Records with interface code:
○ ○ ○ ○ ○

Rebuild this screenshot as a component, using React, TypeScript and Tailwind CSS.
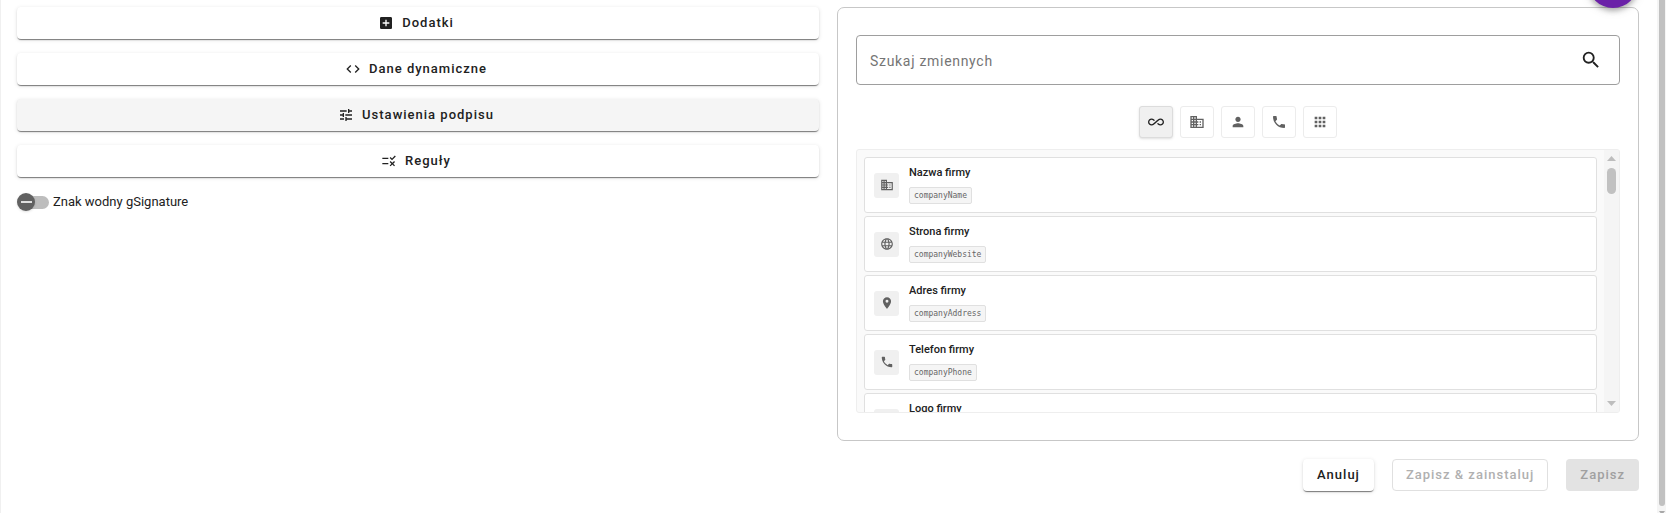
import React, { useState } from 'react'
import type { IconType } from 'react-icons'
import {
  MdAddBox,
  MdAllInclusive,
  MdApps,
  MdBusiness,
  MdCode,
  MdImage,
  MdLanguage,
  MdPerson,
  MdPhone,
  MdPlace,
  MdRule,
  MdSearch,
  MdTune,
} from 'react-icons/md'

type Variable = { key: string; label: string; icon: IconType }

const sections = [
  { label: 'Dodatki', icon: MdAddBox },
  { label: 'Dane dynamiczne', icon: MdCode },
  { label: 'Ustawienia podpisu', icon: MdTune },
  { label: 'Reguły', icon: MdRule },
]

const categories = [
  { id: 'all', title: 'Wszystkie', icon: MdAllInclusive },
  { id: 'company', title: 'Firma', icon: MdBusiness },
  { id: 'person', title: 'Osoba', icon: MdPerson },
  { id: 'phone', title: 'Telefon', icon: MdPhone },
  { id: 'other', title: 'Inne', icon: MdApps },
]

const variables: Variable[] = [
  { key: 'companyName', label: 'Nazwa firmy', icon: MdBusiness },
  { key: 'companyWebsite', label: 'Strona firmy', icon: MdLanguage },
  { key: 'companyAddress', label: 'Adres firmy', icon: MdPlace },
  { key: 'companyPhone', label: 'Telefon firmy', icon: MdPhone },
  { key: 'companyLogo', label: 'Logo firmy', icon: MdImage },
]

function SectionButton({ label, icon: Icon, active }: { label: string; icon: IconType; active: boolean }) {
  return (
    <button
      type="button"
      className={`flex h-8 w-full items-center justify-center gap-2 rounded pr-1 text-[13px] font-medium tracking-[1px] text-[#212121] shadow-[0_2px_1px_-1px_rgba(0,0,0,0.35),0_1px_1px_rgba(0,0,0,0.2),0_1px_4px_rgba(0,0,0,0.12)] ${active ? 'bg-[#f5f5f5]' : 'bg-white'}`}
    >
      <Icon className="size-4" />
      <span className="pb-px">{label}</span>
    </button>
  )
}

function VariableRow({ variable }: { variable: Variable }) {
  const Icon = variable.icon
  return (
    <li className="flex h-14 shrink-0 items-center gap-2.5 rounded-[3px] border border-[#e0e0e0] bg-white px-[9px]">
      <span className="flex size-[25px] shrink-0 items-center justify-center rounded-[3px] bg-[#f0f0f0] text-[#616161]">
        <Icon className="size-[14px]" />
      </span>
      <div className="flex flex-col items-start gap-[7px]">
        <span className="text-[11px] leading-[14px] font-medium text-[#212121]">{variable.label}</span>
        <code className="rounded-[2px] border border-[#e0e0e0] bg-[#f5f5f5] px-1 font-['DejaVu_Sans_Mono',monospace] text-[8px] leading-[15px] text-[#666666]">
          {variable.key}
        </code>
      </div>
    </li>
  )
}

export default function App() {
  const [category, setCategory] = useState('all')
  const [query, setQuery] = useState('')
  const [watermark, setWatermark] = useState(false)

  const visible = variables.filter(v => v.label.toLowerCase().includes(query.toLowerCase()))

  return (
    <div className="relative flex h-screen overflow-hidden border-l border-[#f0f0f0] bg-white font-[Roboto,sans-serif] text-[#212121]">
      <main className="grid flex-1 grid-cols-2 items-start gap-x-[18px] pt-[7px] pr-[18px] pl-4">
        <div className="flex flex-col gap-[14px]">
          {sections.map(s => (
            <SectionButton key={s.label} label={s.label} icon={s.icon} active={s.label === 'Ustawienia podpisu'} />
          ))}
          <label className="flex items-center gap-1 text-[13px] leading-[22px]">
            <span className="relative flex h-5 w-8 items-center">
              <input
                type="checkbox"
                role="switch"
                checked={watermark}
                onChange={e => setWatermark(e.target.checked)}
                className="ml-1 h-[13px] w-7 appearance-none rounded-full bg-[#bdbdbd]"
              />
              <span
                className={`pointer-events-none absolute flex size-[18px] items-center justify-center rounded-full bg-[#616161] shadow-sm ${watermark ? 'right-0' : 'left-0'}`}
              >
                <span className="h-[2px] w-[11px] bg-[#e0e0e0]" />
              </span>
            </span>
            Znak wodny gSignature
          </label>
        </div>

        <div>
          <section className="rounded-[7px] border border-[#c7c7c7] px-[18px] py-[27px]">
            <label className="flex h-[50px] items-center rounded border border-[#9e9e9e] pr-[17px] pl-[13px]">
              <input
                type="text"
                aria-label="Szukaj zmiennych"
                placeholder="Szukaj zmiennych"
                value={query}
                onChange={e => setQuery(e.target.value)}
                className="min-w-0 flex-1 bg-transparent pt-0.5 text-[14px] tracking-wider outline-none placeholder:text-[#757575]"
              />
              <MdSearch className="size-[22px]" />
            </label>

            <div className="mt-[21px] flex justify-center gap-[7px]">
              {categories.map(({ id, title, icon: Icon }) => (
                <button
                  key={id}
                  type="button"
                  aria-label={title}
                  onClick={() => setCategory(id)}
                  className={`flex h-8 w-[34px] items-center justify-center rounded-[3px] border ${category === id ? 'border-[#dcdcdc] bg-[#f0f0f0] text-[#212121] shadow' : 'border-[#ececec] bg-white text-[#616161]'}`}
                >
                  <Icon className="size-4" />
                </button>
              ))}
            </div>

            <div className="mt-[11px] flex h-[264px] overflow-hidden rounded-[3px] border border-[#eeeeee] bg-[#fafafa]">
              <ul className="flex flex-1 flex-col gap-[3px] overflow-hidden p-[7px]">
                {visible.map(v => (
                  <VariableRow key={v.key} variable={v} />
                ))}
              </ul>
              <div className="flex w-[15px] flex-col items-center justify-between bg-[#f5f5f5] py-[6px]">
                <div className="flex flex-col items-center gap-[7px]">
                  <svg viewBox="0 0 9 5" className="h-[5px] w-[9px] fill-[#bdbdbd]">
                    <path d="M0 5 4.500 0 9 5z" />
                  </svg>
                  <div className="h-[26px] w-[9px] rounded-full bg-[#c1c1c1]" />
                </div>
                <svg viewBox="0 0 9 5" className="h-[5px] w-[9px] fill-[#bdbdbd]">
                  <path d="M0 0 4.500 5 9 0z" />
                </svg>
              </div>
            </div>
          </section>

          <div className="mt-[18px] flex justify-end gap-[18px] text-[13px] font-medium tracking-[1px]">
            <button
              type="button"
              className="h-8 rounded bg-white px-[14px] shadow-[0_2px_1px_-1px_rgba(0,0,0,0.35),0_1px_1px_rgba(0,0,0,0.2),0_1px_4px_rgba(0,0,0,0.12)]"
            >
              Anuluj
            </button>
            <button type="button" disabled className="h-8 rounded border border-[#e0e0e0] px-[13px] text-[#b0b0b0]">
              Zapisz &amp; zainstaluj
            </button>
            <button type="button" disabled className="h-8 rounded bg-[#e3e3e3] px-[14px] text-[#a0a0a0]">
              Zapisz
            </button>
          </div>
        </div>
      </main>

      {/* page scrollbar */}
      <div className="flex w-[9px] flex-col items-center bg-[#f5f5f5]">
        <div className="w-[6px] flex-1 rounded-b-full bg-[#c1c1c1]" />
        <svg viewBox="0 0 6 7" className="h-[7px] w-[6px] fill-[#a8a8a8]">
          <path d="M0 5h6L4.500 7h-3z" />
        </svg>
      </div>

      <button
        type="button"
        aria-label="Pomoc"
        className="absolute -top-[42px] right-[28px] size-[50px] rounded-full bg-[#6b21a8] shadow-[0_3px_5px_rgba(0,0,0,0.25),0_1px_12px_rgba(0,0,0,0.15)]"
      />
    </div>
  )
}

○ ○ ○ ○ ○

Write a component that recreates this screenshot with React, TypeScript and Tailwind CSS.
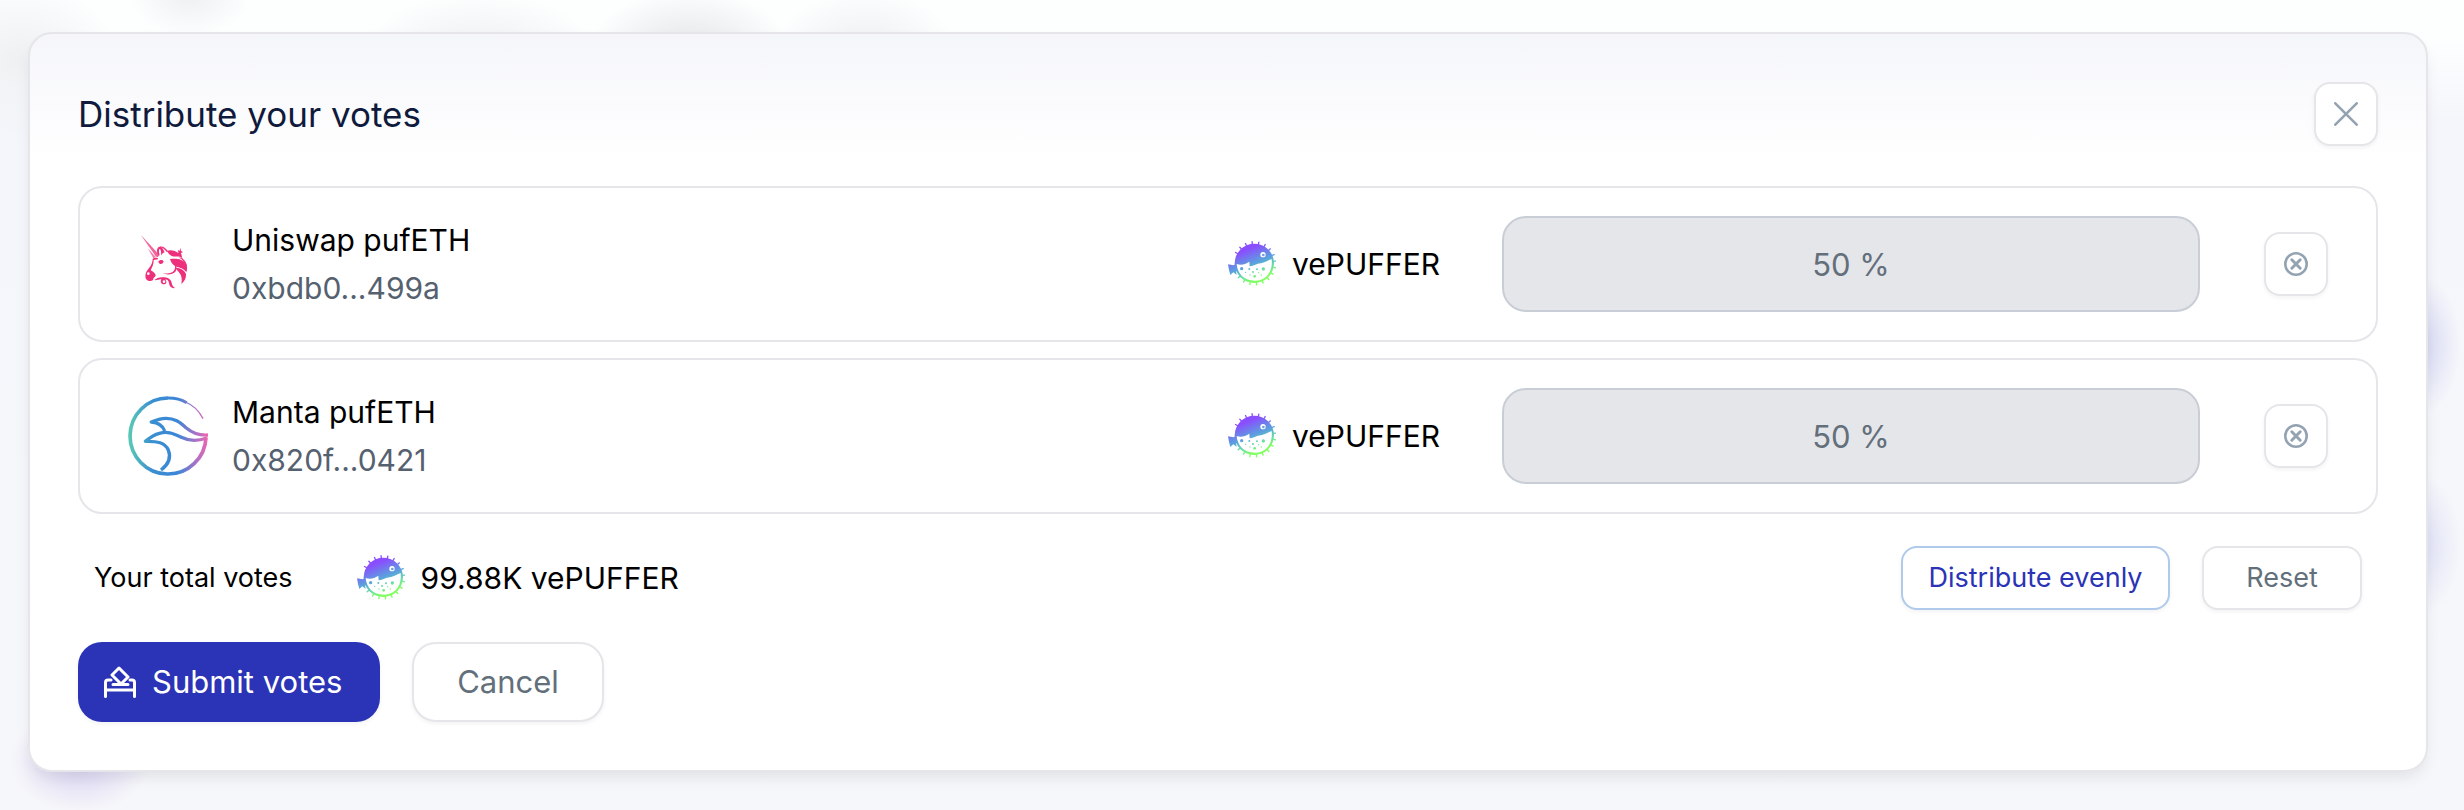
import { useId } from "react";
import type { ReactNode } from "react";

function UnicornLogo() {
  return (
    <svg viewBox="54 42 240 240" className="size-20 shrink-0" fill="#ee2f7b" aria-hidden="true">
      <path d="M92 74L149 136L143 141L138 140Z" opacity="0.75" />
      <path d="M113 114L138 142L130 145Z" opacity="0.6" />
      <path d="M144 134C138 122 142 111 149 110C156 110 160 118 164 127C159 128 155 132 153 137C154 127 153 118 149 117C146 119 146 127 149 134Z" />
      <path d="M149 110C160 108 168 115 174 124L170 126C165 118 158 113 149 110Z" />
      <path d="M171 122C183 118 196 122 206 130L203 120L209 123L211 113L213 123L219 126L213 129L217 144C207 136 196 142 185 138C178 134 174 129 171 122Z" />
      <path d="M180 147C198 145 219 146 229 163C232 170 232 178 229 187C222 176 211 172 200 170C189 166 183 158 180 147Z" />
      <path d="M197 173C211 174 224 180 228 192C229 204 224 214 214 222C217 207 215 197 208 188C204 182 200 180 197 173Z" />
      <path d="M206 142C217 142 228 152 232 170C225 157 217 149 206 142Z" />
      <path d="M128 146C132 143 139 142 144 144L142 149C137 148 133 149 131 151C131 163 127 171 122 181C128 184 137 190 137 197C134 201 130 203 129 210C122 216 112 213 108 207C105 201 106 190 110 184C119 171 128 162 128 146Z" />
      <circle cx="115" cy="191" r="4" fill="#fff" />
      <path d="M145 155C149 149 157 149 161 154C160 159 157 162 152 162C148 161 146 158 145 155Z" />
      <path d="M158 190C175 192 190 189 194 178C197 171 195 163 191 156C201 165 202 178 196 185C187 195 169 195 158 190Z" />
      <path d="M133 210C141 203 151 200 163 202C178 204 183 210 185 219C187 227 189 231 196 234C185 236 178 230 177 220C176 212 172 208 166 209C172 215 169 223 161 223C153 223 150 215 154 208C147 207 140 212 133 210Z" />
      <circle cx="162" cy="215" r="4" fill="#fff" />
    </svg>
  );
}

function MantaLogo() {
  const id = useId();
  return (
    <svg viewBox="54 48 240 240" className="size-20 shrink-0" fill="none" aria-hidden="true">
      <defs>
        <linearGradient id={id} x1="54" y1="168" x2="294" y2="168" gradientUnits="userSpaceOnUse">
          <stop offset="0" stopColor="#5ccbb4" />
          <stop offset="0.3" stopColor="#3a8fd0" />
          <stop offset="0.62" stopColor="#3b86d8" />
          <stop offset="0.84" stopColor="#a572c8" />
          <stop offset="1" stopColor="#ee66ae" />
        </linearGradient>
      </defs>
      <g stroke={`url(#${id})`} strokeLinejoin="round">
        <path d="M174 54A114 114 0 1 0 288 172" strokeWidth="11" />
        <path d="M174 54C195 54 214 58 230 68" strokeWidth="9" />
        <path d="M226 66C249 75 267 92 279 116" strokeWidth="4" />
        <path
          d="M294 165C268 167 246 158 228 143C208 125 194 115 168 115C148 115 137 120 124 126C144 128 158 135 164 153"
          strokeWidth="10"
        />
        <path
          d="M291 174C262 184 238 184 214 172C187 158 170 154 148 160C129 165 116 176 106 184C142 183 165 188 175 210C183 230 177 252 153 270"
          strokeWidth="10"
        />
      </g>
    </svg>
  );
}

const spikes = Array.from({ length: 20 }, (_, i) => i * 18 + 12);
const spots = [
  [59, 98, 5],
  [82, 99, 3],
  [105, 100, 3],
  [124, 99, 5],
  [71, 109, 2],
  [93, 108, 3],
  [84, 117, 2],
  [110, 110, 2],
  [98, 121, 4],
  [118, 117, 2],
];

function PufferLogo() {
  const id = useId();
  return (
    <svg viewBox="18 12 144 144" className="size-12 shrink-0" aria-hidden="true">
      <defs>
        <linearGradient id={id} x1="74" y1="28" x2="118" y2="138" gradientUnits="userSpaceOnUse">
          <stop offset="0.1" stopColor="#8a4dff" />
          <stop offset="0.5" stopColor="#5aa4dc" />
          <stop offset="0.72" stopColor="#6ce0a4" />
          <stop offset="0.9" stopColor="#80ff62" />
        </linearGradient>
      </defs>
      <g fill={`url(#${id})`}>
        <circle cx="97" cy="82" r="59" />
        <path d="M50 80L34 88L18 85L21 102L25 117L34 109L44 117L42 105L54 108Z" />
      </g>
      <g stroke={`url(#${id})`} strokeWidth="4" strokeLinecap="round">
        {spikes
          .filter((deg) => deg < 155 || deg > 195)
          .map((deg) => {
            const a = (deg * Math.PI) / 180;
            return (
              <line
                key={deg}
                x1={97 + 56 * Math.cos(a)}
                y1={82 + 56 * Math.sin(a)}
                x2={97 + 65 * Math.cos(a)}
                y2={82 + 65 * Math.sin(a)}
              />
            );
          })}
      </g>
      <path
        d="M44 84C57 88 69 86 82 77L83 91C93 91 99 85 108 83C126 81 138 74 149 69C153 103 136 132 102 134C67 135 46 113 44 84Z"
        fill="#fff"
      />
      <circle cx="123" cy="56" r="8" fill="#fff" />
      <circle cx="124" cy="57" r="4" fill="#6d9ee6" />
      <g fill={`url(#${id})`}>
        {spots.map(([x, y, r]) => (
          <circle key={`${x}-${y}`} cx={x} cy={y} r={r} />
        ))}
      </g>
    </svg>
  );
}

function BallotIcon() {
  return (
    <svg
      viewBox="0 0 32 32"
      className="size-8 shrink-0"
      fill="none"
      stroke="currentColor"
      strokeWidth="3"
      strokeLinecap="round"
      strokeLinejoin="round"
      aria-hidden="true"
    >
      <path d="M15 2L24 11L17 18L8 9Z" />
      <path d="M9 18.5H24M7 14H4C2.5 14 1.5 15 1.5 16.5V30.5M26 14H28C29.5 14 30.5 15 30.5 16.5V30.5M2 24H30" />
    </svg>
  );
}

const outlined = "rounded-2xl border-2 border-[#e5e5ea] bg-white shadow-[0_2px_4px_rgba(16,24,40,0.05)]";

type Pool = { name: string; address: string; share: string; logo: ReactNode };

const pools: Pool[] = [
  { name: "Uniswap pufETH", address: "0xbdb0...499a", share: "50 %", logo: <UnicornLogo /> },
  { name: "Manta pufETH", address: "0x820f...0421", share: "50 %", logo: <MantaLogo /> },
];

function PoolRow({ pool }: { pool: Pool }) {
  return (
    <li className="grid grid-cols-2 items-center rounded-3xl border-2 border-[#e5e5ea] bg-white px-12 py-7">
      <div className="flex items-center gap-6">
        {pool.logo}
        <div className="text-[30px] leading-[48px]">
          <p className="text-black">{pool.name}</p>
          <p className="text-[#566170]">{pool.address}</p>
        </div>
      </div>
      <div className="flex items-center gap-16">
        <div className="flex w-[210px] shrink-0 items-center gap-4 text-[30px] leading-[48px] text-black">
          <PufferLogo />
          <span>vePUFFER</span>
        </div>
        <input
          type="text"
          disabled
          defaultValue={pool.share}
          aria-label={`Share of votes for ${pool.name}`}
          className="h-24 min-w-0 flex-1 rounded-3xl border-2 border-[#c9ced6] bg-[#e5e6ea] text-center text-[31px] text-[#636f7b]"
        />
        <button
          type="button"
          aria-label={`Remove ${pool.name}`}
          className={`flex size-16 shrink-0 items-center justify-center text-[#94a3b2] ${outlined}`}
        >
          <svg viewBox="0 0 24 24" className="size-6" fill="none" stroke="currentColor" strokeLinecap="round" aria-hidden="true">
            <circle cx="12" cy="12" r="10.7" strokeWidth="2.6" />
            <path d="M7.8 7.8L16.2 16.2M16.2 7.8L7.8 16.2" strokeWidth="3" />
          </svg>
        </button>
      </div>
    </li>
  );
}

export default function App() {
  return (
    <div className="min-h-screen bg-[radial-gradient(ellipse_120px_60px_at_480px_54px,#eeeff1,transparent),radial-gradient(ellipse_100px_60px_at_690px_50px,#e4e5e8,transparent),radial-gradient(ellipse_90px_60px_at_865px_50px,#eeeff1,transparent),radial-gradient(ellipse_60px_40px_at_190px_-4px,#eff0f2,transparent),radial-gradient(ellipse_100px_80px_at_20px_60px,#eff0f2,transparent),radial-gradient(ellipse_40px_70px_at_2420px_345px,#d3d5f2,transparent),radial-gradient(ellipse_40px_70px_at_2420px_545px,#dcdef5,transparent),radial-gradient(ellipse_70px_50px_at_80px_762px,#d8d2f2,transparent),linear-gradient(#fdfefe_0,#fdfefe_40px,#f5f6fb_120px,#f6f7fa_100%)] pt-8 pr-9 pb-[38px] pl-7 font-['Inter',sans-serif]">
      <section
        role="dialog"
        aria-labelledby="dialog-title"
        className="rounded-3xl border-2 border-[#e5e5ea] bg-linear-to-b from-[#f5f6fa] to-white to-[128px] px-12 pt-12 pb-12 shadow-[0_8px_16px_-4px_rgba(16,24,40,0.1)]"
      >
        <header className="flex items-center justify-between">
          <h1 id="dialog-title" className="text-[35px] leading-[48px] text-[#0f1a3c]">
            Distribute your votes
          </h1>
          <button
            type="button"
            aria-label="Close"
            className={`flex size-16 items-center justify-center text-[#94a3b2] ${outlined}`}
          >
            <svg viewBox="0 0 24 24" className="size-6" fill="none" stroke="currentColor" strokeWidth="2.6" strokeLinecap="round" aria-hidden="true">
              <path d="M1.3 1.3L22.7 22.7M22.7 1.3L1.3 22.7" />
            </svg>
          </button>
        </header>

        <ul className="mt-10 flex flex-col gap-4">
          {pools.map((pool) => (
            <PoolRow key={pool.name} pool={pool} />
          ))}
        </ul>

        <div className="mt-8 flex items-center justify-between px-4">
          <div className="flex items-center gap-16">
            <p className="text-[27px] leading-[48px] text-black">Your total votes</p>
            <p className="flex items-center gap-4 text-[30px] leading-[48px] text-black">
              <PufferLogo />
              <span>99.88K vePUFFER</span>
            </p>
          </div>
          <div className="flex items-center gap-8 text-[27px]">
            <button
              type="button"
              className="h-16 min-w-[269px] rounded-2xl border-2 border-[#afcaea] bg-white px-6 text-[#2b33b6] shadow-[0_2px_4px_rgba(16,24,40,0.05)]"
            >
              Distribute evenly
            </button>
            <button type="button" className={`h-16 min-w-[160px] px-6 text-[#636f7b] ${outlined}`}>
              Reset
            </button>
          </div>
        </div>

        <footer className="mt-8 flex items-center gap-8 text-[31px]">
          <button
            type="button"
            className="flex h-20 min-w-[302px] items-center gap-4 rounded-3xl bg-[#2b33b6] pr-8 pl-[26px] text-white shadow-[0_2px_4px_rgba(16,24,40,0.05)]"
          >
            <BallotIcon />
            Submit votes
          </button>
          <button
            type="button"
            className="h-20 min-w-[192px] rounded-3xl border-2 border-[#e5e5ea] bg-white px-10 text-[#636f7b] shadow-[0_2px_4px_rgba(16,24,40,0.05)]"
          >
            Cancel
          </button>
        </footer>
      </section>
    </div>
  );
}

○ ○ ○ ○ ○

Given request ▸
Using the data above, copy each line that contains "TypeScript".

Problem solution ▸
Rebuild this screenshot as a component, using React, TypeScript and Tailwind CSS.
Write a component that recreates this screenshot with React, TypeScript and Tailwind CSS.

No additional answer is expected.